Try seeing if removing -O3 produces valid results. You could also try dropping it to something less aggressive. I had originally included the O3 parameter for g++ as I wanted to squeeze as much savings on runtime as possible. This also raises a point that end-to-end testing might be useful with a hand calculated result as a baseline 😨

raphaeltrevizani commented 1 year ago

Thanks for the input, @acrinklaw! Removing the optimization was one of the first things I tested, but without any success. I double checked it now and noticed that compiling with icc also gives different results when -O3 is used vs when -O3 is not used. When g++ is used, the results are the same for both. I suspect some uninitialized variable or I/O operations from unnalocated areas, as g++ usually deals with those pretty well.

raphaeltrevizani commented 1 year ago

I located where the bug is, but I'm not able to fix it because there doesn't seem to be anything wrong with the code. Henryk's comment in this link matches what I observed. I'll report more later after running more tests, but I'm convinced there's nothing wrong with TCRmatch. This seems to be a problem with Intel's compiler and how it handles std::array.

danielmarrama commented 1 year ago

May I suggest we add unit tests to the TCRMatch repo to capture stuff like this? You can run multiple compilers and check the expected output within GitHub.

acrinklaw commented 1 year ago

May I suggest we add unit tests to the TCRMatch repo to capture stuff like this? You can run multiple compilers and check the expected output within GitHub.

yeah I had meant to do this 2 years back but you know how things go...

I just made a branch "feature/unit_tests" that incorporates catch2 and a GitHub action to get some basic CI/CD going.

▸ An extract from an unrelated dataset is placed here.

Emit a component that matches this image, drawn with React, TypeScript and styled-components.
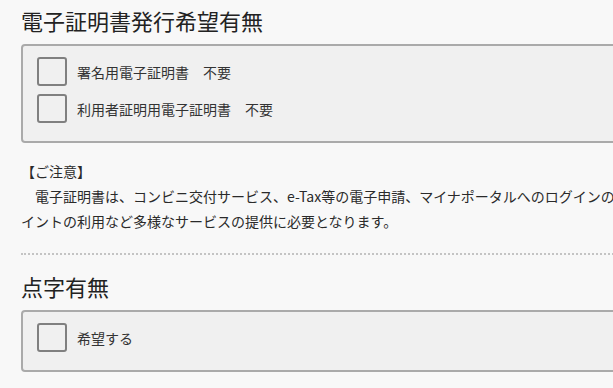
import React, { useState } from "react";
import styled, { createGlobalStyle } from "styled-components";

const GlobalStyle = createGlobalStyle`
  html, body {
    margin: 0;
    padding: 0;
    background: #f8f8f8;
    overflow: hidden;
  }

  body {
    font-family: "Noto Sans CJK JP", "Noto Sans", sans-serif;
    color: #333;
  }
`;

const Page = styled.main`
  width: 760px;
  padding: 4px 0 0 21px;
`;

const Heading = styled.h2<{ $spaced?: boolean }>`
  margin: ${(p) => (p.$spaced ? "15px" : "0")} 0 8px;
  font-size: 22px;
  line-height: 32px;
  font-weight: 400;
  color: #222;
`;

const OptionBox = styled.div`
  display: flex;
  flex-direction: column;
  gap: 8px;
  padding: 11px 14px 18px;
  background: #f0f0f0;
  border: 2px solid #aaa;
  border-radius: 4px;
`;

const OptionRow = styled.label`
  display: flex;
  align-items: center;
  gap: 10px;
  height: 29px;
  font-size: 14px;
  color: #333;
  cursor: pointer;
`;

const Box = styled.span<{ $checked: boolean }>`
  flex: 0 0 auto;
  box-sizing: border-box;
  width: 30px;
  height: 29px;
  border: 2px solid #808080;
  border-radius: 3px;
  background: ${(p) => (p.$checked ? "#dfe8f5" : "#f0f0f0")};
  display: flex;
  align-items: center;
  justify-content: center;
`;

const Notice = styled.div`
  margin-top: 16px;
  padding-bottom: 19px;
  border-bottom: 2px dotted #c4c4c4;
  font-size: 14px;
  line-height: 25px;
  color: #2a2a2a;
`;

const NoticeTitle = styled.p`
  margin: 0;
`;

const NoticeBody = styled.p`
  margin: 0;
  text-indent: 1em;
`;

type Option = { id: string; label: string };

function Check({ option }: { option: Option }) {
  const [checked, setChecked] = useState(false);
  return (
    <OptionRow onClick={() => setChecked(!checked)}>
      <Box $checked={checked}>
        {checked && (
          <svg width="18" height="18" viewBox="0 0 18 18">
            <path d="M3 9l4 4 8-9" fill="none" stroke="#333" strokeWidth="2.4" />
          </svg>
        )}
      </Box>
      {option.label}
    </OptionRow>
  );
}

const certOptions: Option[] = [
  { id: "sign", label: "署名用電子証明書　不要" },
  { id: "user", label: "利用者証明用電子証明書　不要" },
];

const brailleOptions: Option[] = [{ id: "braille", label: "希望する" }];

export default function App() {
  return (
    <>
      <GlobalStyle />
      <Page>
        <Heading>電子証明書発行希望有無</Heading>
        <OptionBox>
          {certOptions.map((o) => (
            <Check key={o.id} option={o} />
          ))}
        </OptionBox>

        <Notice>
          <NoticeTitle>【ご注意】</NoticeTitle>
          <NoticeBody>
            電子証明書は、コンビニ交付サービス、e-Tax等の電子申請、マイナポータルへのログインのほか、マイナポ
            <br />
            イントの利用など多様なサービスの提供に必要となります。
          </NoticeBody>
        </Notice>

        <Heading $spaced>点字有無</Heading>
        <OptionBox>
          {brailleOptions.map((o) => (
            <Check key={o.id} option={o} />
          ))}
        </OptionBox>
      </Page>
    </>
  );
}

I made a dummy unit test that should fail just as an example image

I'd be more than happy to keep working on this in my free time. Just let me know if you want to coordinate @raphaeltrevizani I don't want to overstep any bounds or make the code harder for you to work on

Also I'd love to improve the code...start breaking it out in a more OOP way and making it more readable/maintainable. I did not have a fun time trying to read my old code

raphaeltrevizani commented 1 year ago

Replacing the std::array<std:array<float,20>, 20> by basic c-arrays takes care of the problem and the outputs now match when the code is compiled with icpx and g++. It is indeed a problem with Intel's compiler as we suspected. I uploaded the code with c-arrays to the c_array branch and I'm closing this issue. Thanks for the help, all!